Balancing cyclist and pedestrian needs

  • We believe that the desire-line footpath in the grass north of the treeline suggests ‘Approach 2’ of the consultation is the optimal solution. Creating a distinct pedestrian path that follows a more direct line-of-sight route, with two-way cycle traffic using the existing path. We believe this is optimal as per LTN 1/20 section 8.2.3 which encourages creating separate routes where possible.
  • As the desire line path shows, pedestrians prefer to use the shorter and more direct route, so would be more likely to misuse the cyclepath as a footpath with this arrangement. Also, some of the footpath users are dog walkers, and there is less chance of cyclists coming into conflict with a dog if the cyclepath is nearest the wall.
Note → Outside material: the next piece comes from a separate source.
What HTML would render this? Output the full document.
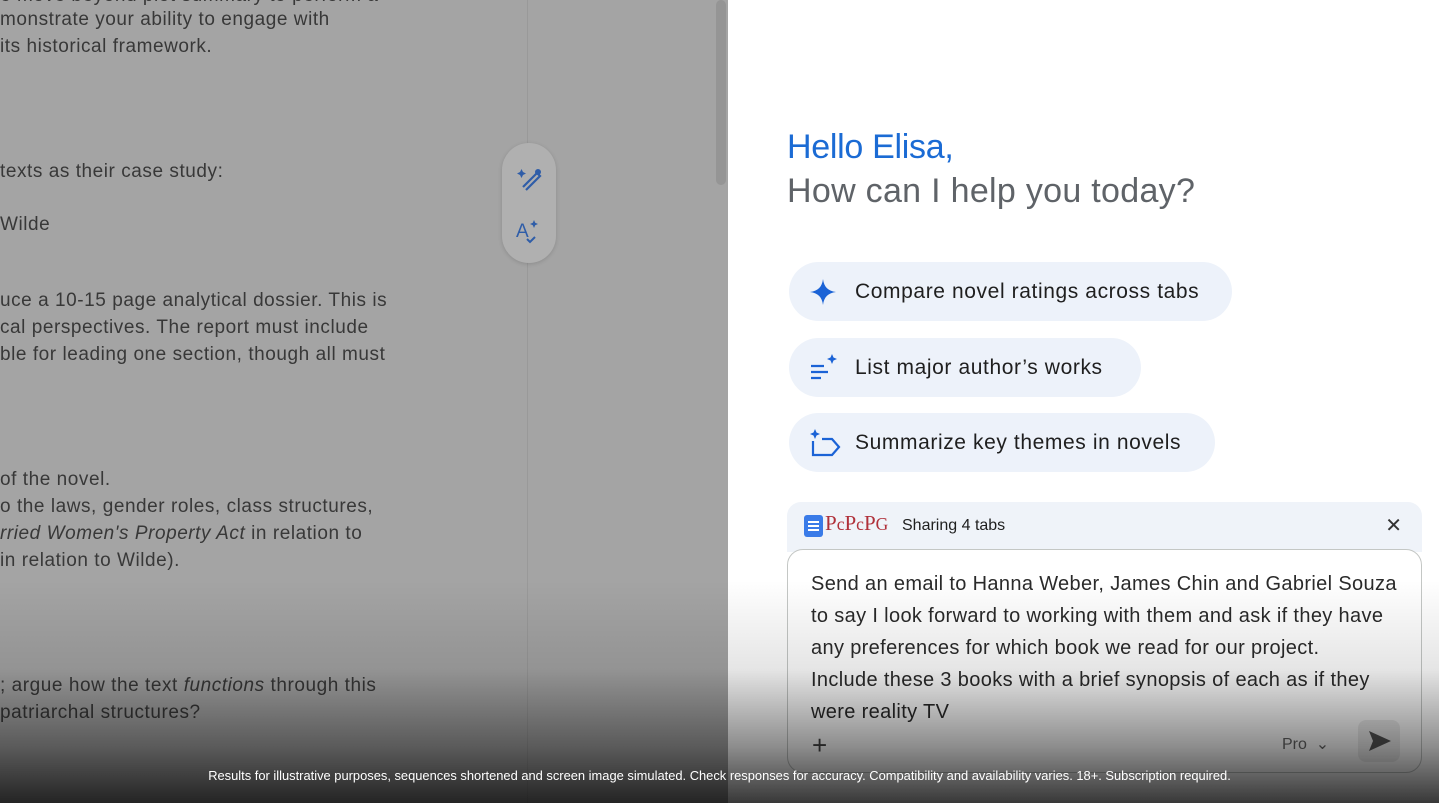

  • If such a design is chosen there would be transition points between shared and segregated cycle/pedestrian provision at both ends, plus also access to the Aldborough Way access ramp for pedestrians would involve crossing the cycle path. LTN 1/20 section 9.4 provides guidance on such transitions which we’d like to draw the attention of designers to.
  • The pinch-point at the Scarborough Bridge access point is of particular concern. It is acknowledged that this is a particularly difficult place to improve, although the question of whether it’s possible to open up and utilise the bricked up arch somehow should at least be assessed. LTN 1/20 section 8.3.2 advises against signage instructing cyclists to dismount since they are not legally enforceable and discriminate against cycle-as-mobility-aid users.